• [Dataset excerpt]:
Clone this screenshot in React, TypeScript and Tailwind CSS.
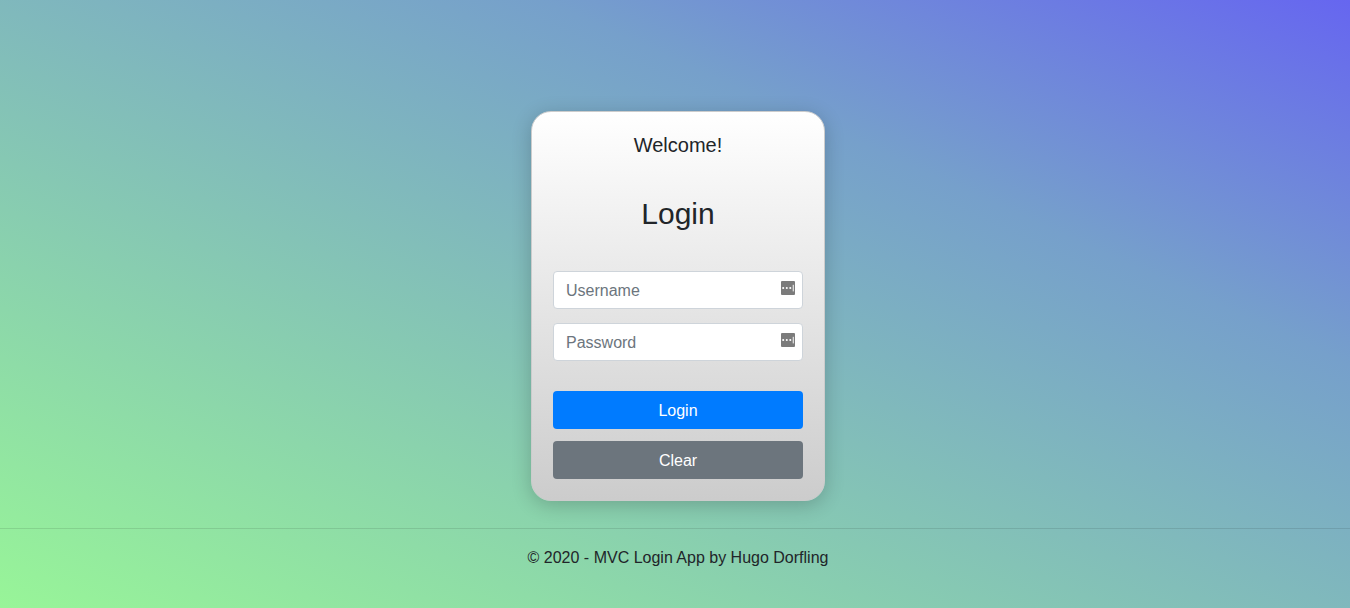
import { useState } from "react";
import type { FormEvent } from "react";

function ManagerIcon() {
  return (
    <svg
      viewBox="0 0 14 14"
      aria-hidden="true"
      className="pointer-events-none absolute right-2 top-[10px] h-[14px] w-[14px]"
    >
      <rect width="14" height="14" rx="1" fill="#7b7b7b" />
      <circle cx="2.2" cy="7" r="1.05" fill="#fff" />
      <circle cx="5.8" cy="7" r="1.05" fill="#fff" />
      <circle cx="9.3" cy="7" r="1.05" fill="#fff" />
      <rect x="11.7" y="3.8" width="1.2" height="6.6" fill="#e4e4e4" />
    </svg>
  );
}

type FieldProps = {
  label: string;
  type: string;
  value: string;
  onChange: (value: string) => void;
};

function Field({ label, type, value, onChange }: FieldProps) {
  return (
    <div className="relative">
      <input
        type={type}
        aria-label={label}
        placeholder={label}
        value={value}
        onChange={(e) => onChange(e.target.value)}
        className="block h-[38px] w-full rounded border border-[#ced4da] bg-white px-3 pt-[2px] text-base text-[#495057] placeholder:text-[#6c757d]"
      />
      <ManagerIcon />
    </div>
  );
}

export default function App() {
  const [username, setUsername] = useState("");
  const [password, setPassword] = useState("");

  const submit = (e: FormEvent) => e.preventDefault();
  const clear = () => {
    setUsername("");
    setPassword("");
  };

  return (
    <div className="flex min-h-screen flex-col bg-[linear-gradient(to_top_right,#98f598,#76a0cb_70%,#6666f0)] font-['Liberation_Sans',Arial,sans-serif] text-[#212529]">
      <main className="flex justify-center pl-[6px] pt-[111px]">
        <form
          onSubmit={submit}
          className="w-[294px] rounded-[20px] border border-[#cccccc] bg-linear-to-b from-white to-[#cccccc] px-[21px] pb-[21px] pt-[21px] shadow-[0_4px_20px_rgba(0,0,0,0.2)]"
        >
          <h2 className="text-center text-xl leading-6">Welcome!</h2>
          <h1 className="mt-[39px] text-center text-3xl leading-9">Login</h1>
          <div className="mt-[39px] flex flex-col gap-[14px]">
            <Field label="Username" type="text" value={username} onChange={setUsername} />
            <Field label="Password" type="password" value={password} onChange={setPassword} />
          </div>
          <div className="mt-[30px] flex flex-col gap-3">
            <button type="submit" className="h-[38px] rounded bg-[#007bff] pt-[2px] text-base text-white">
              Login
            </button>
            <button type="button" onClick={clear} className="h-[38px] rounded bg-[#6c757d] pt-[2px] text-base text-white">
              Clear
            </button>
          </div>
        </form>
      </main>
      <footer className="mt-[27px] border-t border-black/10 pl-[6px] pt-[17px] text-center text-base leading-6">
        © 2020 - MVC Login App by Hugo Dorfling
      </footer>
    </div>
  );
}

• [Task details]: Pictures excluded, repeat exactly the lines from the top of the material through the line with "const [password, setPassword]", including both of those lines.

• [Answer to this task]:
Clone this screenshot in React, TypeScript and Tailwind CSS.
import { useState } from "react";
import type { FormEvent } from "react";

function ManagerIcon() {
  return (
    <svg
      viewBox="0 0 14 14"
      aria-hidden="true"
      className="pointer-events-none absolute right-2 top-[10px] h-[14px] w-[14px]"
    >
      <rect width="14" height="14" rx="1" fill="#7b7b7b" />
      <circle cx="2.2" cy="7" r="1.05" fill="#fff" />
      <circle cx="5.8" cy="7" r="1.05" fill="#fff" />
      <circle cx="9.3" cy="7" r="1.05" fill="#fff" />
      <rect x="11.7" y="3.8" width="1.2" height="6.6" fill="#e4e4e4" />
    </svg>
  );
}

type FieldProps = {
  label: string;
  type: string;
  value: string;
  onChange: (value: string) => void;
};

function Field({ label, type, value, onChange }: FieldProps) {
  return (
    <div className="relative">
      <input
        type={type}
        aria-label={label}
        placeholder={label}
        value={value}
        onChange={(e) => onChange(e.target.value)}
        className="block h-[38px] w-full rounded border border-[#ced4da] bg-white px-3 pt-[2px] text-base text-[#495057] placeholder:text-[#6c757d]"
      />
      <ManagerIcon />
    </div>
  );
}

export default function App() {
  const [username, setUsername] = useState("");
  const [password, setPassword] = useState("");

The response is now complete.